*Directions for this task:* Count how many lines of the material below have the word "React" and give only the number.

## START Provided data

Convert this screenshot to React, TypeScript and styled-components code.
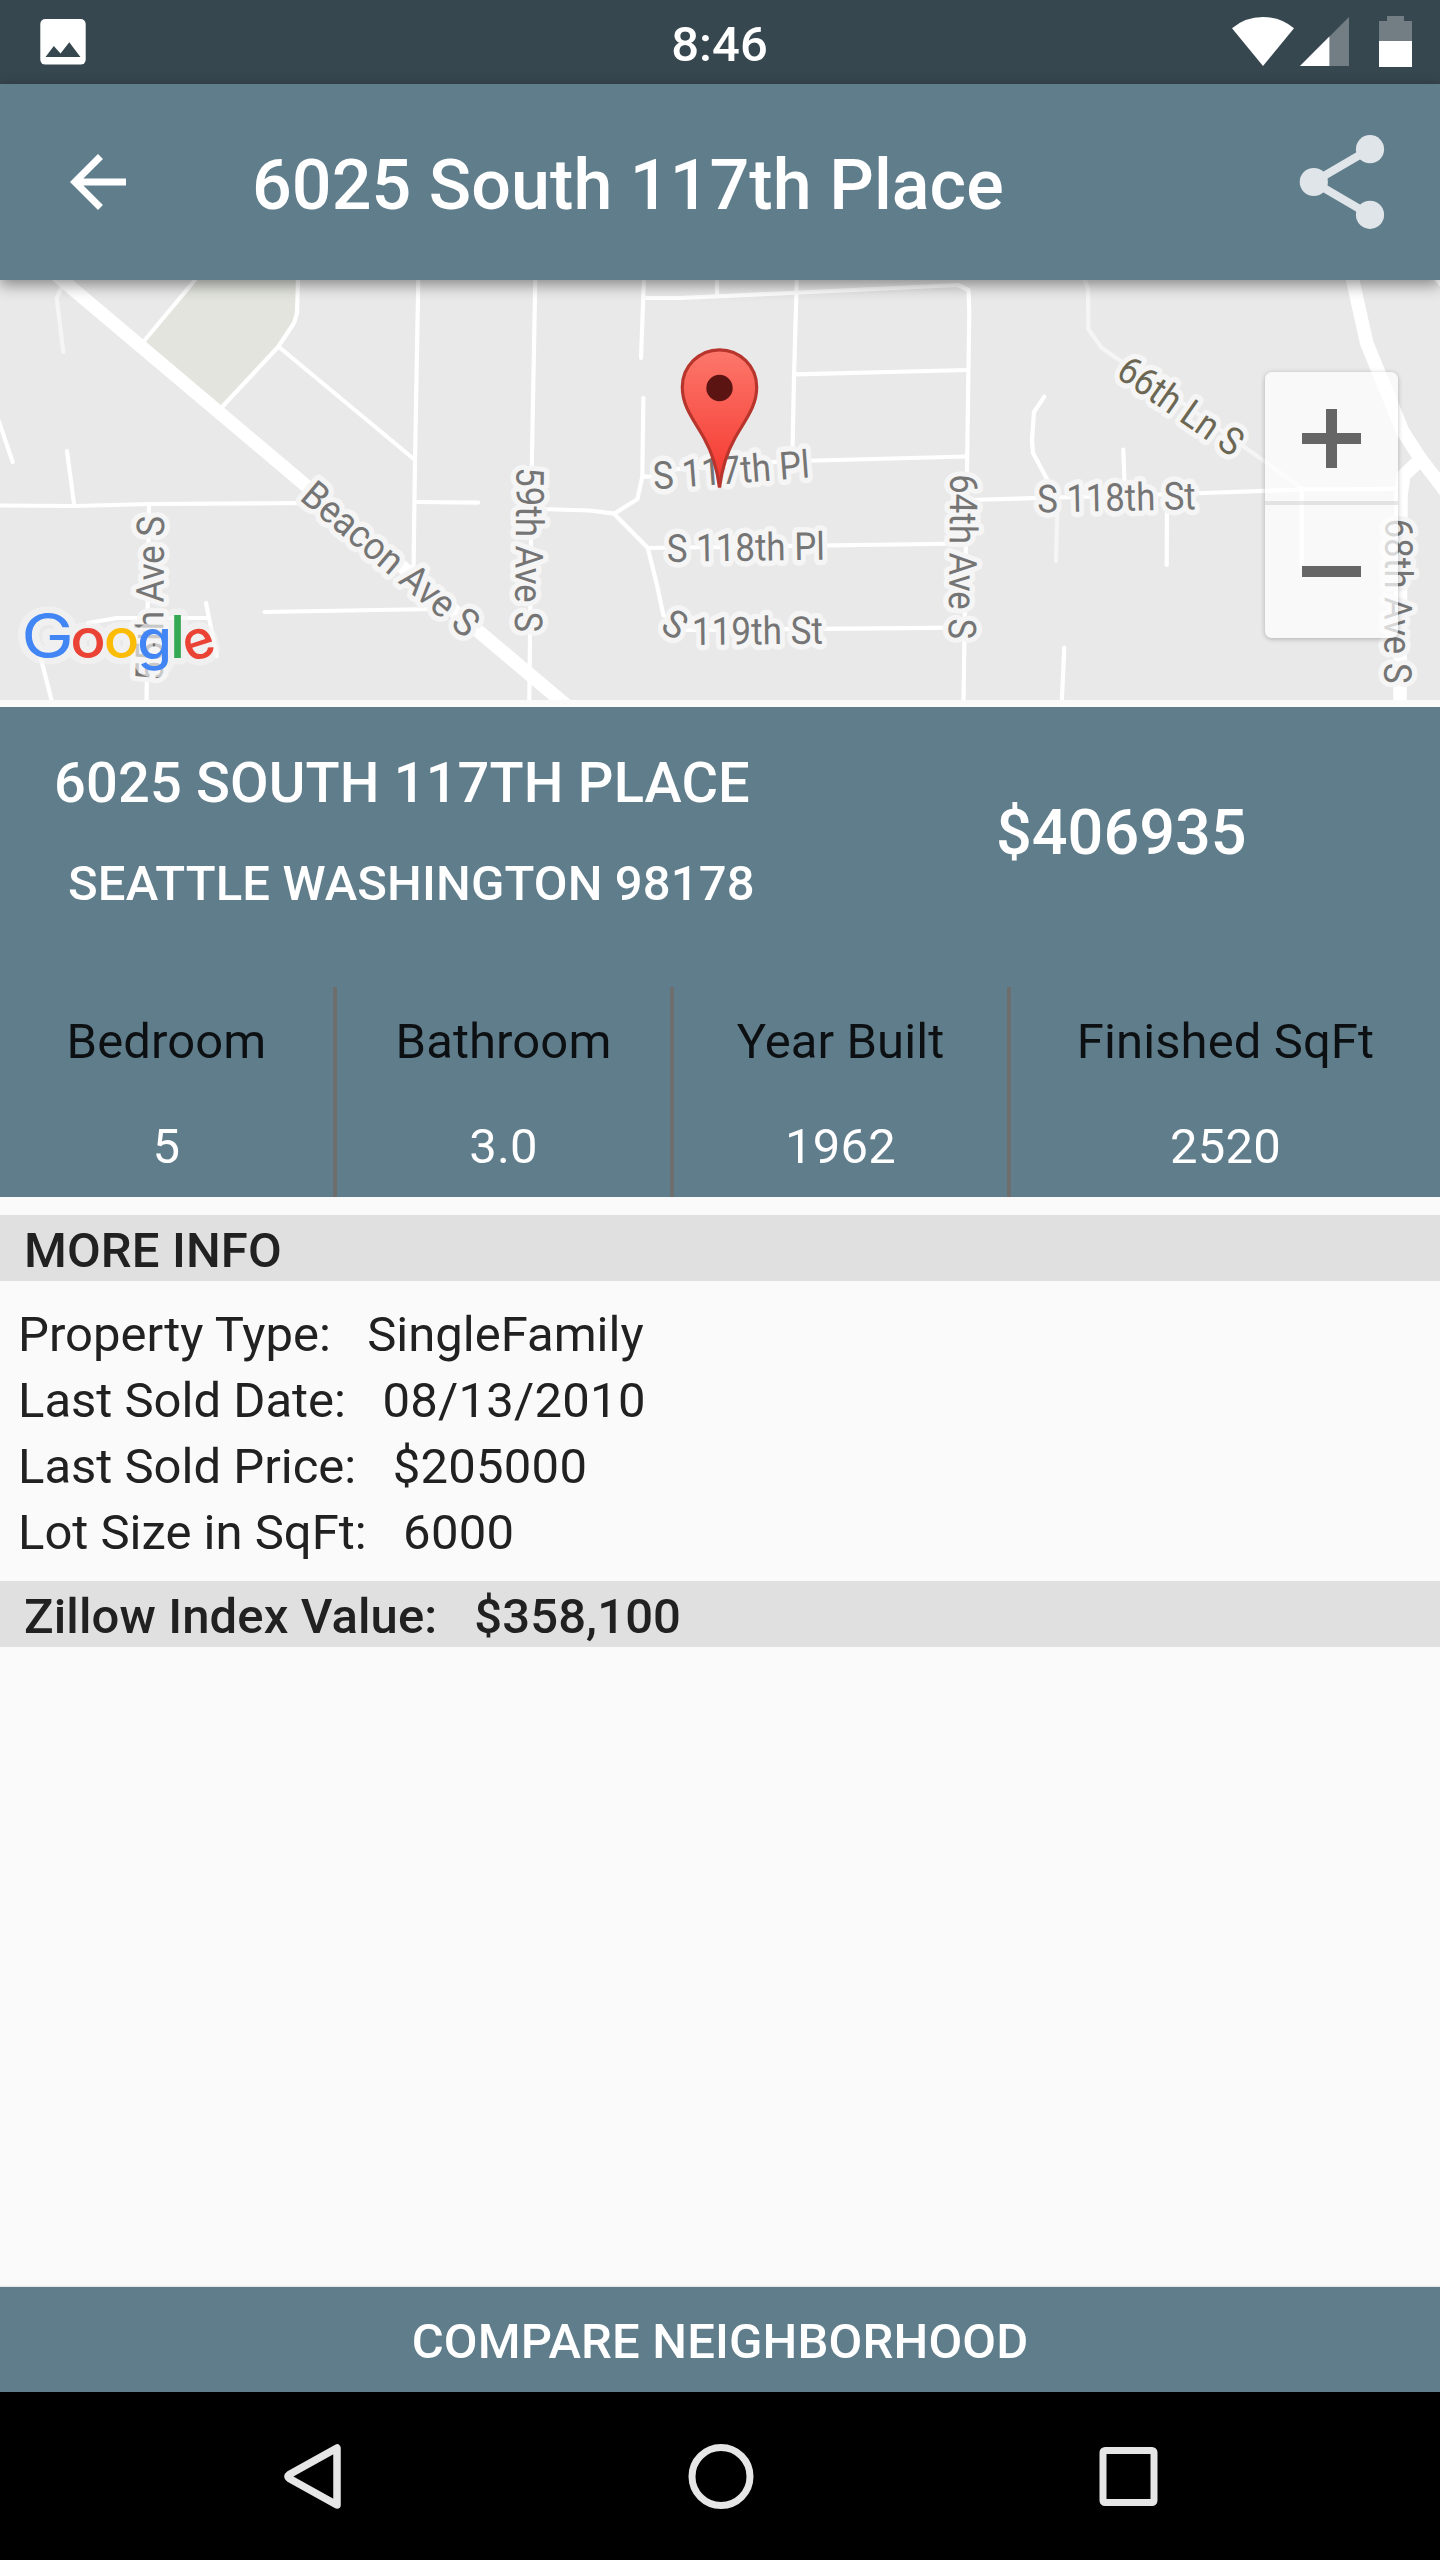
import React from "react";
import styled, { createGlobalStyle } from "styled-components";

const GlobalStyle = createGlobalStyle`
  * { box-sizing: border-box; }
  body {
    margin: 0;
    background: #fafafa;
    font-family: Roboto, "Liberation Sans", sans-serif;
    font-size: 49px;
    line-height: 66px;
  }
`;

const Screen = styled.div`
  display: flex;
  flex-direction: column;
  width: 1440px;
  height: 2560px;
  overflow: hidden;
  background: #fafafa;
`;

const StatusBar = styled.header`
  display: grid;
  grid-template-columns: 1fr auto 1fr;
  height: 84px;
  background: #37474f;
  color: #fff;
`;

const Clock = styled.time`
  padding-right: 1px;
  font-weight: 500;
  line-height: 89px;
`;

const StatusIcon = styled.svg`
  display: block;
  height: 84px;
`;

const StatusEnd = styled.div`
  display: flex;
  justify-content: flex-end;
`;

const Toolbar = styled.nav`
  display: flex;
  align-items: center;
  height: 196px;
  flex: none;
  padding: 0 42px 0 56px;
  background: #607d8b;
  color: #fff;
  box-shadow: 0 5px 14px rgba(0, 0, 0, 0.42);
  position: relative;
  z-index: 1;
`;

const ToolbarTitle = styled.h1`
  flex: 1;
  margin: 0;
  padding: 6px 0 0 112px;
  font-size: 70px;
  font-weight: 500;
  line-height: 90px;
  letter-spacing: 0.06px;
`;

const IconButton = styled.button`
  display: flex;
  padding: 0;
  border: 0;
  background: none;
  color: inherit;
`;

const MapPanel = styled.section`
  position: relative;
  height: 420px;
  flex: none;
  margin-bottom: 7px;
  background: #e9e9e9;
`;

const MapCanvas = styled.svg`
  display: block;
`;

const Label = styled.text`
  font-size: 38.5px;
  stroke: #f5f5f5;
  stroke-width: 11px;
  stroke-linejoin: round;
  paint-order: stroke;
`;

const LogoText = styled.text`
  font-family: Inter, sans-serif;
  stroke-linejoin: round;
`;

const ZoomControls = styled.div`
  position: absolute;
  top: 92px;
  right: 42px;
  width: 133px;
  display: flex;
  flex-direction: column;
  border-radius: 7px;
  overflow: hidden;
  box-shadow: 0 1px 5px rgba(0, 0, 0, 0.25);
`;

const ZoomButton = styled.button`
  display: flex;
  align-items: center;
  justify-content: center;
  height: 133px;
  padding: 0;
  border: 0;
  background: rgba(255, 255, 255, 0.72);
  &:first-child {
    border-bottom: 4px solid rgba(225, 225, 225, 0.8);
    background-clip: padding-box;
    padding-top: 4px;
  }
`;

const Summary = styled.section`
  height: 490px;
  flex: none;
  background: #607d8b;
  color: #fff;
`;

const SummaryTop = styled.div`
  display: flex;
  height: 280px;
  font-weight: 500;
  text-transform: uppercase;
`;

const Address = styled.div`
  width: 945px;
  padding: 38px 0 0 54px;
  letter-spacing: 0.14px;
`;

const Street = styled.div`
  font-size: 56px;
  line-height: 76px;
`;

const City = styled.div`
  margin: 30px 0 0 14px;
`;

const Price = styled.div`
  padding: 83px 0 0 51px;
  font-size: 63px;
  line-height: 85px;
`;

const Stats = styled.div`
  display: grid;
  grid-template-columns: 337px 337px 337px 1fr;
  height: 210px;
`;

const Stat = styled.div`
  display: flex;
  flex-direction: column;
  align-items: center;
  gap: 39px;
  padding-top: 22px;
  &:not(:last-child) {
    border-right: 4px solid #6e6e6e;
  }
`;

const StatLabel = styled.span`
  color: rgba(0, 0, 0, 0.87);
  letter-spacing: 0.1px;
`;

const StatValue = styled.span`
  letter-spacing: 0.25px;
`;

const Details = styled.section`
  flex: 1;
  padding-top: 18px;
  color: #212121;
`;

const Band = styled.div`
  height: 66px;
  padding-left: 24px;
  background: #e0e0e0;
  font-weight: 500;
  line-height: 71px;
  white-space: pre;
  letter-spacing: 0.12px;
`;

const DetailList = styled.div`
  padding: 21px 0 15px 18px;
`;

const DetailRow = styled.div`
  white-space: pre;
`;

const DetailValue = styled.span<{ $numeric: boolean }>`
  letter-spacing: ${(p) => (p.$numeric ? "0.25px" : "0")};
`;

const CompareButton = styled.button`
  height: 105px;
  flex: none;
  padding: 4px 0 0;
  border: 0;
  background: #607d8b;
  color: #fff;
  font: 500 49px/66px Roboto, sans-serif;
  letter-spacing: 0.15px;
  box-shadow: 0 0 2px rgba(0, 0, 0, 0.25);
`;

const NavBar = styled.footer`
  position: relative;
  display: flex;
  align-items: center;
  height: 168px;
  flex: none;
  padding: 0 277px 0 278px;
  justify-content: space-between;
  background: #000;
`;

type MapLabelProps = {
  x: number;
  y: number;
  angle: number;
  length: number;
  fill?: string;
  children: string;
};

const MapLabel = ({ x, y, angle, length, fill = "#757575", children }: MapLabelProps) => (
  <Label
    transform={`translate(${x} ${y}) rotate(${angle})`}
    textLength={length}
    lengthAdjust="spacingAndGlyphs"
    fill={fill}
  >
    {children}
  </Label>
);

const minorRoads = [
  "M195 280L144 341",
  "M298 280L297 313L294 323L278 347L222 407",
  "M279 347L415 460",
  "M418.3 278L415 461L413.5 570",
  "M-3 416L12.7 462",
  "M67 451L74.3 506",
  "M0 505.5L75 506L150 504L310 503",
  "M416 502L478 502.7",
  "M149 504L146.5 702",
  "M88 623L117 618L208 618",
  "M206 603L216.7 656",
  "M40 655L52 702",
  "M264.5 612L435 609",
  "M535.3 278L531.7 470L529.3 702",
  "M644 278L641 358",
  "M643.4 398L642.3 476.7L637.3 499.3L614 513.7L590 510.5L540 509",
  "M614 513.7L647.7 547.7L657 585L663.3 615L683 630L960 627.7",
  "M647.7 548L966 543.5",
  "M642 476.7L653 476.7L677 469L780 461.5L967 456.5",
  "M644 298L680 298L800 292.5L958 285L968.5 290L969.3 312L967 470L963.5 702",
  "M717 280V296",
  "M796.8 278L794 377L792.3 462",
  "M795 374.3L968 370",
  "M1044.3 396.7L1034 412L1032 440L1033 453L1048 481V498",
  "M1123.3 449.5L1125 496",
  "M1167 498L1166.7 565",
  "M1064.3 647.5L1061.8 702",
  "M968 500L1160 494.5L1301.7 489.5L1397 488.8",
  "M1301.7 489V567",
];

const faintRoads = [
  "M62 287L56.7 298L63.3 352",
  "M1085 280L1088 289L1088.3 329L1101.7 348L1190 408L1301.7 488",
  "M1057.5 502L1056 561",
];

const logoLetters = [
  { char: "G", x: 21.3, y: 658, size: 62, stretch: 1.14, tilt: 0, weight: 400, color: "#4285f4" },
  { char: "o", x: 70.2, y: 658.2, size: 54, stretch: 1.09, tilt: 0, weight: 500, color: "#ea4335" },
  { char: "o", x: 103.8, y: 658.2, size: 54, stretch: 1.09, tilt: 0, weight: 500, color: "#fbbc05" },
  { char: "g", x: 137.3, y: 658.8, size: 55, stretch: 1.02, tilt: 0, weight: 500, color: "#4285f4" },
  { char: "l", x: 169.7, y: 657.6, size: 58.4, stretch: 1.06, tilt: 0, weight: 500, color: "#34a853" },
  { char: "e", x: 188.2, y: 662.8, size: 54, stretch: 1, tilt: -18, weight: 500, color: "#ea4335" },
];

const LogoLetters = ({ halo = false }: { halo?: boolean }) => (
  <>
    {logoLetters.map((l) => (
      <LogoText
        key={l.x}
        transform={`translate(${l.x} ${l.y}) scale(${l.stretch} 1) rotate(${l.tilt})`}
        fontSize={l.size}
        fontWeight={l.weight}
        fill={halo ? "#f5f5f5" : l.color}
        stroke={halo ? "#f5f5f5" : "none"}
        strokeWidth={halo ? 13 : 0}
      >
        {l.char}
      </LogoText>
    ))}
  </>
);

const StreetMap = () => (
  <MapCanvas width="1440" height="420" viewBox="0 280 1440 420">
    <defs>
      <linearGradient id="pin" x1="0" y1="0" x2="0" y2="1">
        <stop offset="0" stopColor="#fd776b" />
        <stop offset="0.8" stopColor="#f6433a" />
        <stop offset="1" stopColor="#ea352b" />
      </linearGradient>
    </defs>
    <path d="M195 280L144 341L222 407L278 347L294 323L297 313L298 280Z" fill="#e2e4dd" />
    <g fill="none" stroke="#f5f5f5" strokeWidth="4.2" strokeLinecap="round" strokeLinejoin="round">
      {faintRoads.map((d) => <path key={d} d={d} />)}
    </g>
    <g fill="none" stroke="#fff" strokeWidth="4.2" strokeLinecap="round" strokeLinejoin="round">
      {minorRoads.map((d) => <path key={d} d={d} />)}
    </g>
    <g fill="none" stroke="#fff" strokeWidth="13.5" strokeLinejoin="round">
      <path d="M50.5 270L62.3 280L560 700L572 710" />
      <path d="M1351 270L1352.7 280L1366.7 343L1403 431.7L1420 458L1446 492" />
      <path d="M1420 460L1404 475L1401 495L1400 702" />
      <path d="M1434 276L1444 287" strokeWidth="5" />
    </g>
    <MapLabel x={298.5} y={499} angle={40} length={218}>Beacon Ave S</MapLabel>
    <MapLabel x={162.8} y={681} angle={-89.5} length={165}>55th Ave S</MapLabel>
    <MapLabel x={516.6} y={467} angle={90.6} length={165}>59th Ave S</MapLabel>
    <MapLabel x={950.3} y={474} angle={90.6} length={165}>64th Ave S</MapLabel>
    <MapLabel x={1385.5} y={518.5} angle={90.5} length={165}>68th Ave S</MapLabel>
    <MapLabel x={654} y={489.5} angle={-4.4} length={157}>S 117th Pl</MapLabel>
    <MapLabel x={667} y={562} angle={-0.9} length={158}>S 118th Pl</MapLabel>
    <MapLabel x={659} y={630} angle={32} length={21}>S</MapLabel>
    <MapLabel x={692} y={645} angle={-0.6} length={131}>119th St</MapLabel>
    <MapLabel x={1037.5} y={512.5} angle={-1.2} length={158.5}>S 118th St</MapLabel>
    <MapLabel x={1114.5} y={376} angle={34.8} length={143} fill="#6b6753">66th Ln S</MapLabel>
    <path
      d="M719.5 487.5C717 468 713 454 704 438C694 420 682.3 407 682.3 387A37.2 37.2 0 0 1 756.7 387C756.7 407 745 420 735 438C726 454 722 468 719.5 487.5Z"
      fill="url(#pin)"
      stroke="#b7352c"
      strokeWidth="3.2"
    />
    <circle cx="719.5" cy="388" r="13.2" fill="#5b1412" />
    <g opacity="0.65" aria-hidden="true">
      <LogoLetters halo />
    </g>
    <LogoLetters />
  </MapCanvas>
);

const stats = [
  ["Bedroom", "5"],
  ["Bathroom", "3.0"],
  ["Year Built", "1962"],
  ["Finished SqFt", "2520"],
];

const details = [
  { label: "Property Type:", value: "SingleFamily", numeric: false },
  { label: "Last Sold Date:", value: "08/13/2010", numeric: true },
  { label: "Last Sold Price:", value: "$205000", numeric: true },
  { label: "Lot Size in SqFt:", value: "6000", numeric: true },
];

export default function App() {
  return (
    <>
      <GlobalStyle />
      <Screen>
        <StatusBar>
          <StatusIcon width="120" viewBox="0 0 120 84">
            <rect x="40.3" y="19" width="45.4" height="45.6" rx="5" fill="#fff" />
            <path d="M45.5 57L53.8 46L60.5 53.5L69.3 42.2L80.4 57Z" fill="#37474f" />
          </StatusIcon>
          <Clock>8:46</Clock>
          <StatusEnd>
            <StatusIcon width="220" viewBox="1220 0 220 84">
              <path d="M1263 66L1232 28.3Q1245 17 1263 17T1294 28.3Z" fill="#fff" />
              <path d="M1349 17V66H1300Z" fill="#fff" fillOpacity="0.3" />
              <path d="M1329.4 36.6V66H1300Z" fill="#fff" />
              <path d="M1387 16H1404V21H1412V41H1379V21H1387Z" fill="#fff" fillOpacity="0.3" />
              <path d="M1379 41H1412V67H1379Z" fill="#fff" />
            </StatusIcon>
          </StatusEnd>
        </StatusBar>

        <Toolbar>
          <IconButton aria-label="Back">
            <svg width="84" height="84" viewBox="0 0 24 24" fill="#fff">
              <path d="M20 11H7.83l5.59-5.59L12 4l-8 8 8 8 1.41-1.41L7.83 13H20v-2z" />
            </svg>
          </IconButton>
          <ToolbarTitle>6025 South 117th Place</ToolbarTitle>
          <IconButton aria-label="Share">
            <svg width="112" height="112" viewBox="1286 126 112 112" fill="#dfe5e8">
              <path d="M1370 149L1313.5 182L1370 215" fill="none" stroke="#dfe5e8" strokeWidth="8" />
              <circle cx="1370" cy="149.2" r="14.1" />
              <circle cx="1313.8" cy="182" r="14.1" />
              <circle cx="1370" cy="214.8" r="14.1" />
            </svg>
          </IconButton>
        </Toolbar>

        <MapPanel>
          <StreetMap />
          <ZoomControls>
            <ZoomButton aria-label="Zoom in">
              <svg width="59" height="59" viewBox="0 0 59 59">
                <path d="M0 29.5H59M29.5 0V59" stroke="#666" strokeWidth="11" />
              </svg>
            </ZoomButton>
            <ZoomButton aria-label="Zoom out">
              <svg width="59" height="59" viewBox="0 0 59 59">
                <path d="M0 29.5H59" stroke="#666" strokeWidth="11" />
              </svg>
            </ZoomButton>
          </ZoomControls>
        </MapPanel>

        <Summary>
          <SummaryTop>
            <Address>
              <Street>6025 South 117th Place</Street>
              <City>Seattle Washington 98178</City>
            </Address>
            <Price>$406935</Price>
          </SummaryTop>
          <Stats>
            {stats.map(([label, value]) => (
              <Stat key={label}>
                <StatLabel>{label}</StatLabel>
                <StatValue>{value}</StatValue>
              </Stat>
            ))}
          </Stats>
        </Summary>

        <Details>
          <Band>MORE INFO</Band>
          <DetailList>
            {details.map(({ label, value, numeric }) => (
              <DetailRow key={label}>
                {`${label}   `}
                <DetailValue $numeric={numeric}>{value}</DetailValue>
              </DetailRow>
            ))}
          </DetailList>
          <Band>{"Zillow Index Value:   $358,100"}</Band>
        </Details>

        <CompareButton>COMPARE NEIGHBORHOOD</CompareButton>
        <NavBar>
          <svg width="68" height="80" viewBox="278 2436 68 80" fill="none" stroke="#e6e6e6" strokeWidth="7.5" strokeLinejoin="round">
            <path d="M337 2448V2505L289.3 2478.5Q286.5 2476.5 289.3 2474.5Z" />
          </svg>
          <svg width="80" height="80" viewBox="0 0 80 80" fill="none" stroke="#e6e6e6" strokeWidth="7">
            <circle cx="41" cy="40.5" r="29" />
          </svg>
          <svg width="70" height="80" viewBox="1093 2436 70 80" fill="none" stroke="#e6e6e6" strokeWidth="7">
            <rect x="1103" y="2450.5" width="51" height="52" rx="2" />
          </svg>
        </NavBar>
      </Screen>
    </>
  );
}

## END Provided data

*Result for this exercise:* 2